You can't say enough good things...

About Heyward.

He’s been killing the ball lately. He went on a huge power drought and is still only 3 HRs off the rookie lead (and leads in OPS).

If he knows the strike zone this well at this age/stage in his career, what happens as he becomes a more experienced hitter? Scary…for all other teams.

16 more would put him 3rd behind Ted Williams and Mel Ott.

This is absolutely remarkable.
Assuming he stays healthy, he is a near lock to get 16 more walks this season.

can we please stop mentioning frenchy????

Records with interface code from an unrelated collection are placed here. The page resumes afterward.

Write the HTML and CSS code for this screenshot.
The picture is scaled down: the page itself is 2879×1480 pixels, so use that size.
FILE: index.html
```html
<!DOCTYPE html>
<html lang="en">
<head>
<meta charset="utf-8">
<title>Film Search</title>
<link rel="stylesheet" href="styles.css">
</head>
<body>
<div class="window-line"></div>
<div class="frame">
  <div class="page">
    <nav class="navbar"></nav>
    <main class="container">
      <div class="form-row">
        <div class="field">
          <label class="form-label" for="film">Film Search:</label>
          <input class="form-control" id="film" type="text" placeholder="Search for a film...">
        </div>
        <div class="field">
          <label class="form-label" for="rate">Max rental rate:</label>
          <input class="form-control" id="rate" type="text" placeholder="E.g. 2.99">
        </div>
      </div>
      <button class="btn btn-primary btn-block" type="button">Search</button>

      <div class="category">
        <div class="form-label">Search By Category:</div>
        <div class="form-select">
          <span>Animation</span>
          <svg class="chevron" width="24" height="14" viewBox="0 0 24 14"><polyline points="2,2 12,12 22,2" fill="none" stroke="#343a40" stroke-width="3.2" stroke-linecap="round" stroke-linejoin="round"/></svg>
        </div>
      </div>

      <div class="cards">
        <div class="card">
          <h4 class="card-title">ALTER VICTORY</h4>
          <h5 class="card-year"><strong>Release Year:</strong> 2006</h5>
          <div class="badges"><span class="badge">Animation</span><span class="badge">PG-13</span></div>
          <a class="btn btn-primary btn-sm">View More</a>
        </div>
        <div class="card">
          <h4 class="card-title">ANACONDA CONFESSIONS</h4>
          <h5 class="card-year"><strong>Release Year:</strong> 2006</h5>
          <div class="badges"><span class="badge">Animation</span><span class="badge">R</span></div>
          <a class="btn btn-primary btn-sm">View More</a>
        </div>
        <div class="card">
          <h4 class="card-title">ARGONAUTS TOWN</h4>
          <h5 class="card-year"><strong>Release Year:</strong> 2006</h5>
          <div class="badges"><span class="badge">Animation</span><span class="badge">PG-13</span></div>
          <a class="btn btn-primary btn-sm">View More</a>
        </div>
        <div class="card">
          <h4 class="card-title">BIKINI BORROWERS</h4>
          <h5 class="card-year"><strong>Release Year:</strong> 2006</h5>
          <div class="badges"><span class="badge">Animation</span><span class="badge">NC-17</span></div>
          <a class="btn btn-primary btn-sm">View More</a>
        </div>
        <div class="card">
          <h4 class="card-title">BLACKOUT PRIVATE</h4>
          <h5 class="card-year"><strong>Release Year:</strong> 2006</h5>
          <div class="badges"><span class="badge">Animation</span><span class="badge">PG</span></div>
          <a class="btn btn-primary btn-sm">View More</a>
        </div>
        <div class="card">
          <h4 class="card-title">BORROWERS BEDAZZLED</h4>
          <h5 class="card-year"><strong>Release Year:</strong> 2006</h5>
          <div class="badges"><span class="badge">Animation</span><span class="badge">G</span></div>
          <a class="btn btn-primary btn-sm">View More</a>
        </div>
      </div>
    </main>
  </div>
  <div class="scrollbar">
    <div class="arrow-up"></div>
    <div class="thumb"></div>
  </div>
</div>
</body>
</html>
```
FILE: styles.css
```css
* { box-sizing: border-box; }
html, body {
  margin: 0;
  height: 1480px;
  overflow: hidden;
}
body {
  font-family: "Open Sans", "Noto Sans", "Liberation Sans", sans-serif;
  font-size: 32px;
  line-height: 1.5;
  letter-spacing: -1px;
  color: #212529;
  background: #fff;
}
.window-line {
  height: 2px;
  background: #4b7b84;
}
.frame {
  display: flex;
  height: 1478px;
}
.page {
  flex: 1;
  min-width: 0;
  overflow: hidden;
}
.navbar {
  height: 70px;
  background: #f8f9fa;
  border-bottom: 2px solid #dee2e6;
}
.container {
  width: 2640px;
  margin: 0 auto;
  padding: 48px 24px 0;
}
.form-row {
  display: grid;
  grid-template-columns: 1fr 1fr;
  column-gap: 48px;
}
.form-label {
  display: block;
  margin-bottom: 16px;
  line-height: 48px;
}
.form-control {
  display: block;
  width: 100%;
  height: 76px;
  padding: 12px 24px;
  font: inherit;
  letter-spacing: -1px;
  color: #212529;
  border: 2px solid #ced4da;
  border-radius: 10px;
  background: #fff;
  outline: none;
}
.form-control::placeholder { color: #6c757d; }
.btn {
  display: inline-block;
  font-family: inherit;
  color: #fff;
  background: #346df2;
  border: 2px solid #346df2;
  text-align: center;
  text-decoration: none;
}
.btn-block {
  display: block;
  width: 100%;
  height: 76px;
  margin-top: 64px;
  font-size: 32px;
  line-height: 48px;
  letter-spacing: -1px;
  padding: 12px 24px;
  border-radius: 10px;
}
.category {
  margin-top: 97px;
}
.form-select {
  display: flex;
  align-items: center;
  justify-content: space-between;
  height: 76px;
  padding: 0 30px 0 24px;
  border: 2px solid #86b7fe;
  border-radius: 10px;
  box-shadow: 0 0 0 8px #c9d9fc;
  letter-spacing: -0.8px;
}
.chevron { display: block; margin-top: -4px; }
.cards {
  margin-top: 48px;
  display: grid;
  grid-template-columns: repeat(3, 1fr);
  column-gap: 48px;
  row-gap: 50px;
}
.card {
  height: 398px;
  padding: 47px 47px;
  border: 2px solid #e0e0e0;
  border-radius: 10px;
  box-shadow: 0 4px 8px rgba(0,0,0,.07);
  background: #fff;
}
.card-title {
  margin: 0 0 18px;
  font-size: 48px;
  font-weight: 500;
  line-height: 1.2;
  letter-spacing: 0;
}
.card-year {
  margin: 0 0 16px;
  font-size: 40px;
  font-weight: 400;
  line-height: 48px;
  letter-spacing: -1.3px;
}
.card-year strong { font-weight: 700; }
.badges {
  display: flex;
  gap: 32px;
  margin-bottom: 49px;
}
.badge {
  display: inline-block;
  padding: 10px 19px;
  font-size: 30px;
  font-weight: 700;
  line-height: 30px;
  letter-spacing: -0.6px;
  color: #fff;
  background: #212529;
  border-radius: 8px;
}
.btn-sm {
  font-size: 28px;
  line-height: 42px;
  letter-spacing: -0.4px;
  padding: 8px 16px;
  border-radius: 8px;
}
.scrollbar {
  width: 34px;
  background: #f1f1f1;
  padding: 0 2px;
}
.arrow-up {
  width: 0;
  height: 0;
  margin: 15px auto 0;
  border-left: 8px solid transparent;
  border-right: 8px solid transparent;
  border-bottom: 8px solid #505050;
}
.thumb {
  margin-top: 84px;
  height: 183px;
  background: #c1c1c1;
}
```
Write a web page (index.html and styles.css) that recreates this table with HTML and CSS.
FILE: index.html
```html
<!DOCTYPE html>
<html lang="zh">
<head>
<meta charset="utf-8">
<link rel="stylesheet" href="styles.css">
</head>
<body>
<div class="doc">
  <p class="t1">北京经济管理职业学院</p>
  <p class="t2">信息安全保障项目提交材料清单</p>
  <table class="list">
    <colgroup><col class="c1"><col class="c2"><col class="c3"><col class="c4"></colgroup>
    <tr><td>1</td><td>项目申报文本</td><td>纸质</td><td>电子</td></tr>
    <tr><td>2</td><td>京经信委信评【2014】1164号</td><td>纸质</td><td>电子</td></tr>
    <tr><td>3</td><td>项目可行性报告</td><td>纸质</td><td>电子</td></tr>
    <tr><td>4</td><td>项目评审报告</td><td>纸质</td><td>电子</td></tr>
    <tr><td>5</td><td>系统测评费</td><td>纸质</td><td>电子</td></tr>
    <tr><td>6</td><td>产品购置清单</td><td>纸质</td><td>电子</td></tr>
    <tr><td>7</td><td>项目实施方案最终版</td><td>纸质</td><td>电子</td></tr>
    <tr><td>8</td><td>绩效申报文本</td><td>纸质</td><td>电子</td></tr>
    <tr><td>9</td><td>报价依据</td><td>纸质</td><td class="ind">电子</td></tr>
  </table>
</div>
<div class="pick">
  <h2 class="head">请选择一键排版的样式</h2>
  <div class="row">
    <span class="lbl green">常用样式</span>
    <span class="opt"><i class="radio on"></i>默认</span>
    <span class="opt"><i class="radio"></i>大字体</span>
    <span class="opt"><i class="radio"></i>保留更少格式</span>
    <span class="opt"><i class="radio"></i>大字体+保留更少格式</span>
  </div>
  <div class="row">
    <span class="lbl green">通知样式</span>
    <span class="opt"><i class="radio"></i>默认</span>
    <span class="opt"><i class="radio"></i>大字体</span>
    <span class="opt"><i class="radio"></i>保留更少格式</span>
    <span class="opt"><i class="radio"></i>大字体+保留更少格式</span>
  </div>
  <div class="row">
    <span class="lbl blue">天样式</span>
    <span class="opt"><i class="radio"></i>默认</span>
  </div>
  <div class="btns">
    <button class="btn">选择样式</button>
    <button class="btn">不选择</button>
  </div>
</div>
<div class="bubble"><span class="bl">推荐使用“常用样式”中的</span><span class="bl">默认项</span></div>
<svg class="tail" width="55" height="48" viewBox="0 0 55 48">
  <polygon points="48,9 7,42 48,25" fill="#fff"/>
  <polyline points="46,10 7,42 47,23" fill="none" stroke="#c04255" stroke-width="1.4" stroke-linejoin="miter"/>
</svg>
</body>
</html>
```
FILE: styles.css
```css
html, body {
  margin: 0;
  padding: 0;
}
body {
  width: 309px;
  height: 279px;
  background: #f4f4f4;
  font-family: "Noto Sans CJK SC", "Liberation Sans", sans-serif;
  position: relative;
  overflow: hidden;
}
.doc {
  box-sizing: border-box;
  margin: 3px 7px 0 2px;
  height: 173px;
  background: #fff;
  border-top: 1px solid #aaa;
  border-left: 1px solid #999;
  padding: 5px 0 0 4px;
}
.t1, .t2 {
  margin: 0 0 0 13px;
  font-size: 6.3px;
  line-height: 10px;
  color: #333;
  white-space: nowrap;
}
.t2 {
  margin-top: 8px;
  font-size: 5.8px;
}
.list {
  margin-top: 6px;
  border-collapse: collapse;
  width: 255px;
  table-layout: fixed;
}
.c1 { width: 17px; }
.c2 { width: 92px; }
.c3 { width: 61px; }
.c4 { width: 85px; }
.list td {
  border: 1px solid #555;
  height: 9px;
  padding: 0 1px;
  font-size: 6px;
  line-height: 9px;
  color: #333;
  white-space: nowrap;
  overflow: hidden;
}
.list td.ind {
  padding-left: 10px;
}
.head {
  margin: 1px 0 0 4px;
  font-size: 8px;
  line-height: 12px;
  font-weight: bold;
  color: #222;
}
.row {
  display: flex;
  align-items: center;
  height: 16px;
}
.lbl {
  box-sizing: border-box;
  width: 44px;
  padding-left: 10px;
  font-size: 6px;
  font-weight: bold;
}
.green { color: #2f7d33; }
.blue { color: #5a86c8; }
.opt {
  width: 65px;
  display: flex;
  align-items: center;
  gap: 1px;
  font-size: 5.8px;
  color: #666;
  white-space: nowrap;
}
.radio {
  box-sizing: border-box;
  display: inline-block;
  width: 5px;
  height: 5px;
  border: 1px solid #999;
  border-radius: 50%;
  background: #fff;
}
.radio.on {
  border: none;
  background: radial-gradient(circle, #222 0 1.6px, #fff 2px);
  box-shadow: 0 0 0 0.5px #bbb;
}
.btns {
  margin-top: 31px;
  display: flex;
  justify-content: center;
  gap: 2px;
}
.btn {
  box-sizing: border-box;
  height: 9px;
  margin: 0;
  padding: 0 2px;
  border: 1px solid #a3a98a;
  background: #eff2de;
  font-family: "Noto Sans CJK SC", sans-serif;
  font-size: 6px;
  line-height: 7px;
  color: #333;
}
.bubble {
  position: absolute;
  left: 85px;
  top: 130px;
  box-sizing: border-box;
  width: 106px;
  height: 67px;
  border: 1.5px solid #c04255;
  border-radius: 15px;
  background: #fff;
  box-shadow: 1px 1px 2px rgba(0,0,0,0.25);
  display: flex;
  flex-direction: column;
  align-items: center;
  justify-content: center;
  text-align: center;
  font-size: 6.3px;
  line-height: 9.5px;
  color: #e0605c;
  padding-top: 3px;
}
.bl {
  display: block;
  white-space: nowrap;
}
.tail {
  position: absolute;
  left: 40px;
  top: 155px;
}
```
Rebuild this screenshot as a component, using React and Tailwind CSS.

it’s been a year and he’s not worth the screen resolution this blog post is printed on.
congrats j-hey. keep up the production, bring us that sweet home field advantage through the playoffs!

haha

poor frenchy… at least his wife is hot

How else are all of us gonna keep our old pink Francoeur jerseys relevant?

No.

guess i'll keep talking about Elvis Andrus...

Go for it. He’s a good player.

Those are some pretty good stats

Buster Posey ain’t got nothing on that! ;)

And he's started killing rallies again
Selfish of him.

I hate seeing Prado’s RBI sad-face after Heyward clears everyone out.

lol

i see that too!

who is the other in that ranking

1. Mel Ott: 113 BB (most in his career during 1 season)
2. Ted Williams: 107 BB (162 most in his career during 1 season, he did it twice)
3.
4.
5.
6. Jason Heyward: 67 BB, so far

* who are the others...
pretty good company

1. Mel Ott – 113 (1929)
2. Ted Williams – 107 (1939)
3. John McGraw – 101 (1893)
4. Al Kaline – 82 (1955)
5. Butch Wynegar – 79 (1976)
6. Mickey Mantle – 75 (1952)
7. Reddy Mack – 68 (1886)
8. Jason Heyward – 67 (2010)
9. Frank Robinson – 64 (1956)
10. Ken Griffey – 63 (1990)

why KLaw said that Heyward is 6th and needs 16 to be 3rd

He´s not incluiding McGraw and Mack because of the years they played?

I guess so

some people ignore stats from the 1800s, some don’t

even better list = OPS

1. Mel Ott – 1.084 (1929)
2. Ted Williams – 1.045 (1939)
3. Alex Rodriguez – 1.045 (1996)
4. Al Kaline – .967 (1955)
5. Jimmie Foxx - .964 (1928)
6. Frank Robinson – .936 (1956)
7. Mickey Mantle – .924 (1952)
8. Vada Pinson – .880 (1959)
9. Jason Heyward – .867 (2010)

To be fair, not a lot of 20 year olds play a full season in the bigs, but that’s what six or seven first ballot HOFers as the only guys ahead of him?

just go to the Baseball Reference leaderboards

you can search everything by age

http://www.baseball-reference.com/leaders/leaders_20_bat.shtml

Also...

Out of 102 Ks going into last night, how many were of the 6+ pitch variety.

This team has gotten strong in the late innings because of chasing pitchers due to high counts early.

Guys who work ABs like Prads and Heyward at the top of the order are priceless.

I’ll take 130 Ks on the year if he works close to 100 walks and the bulk of the Ks allow the rest of our club to look at the pitchers arsenal, and aren’t of the 3 pitch variety with a lot of 0-2 counts.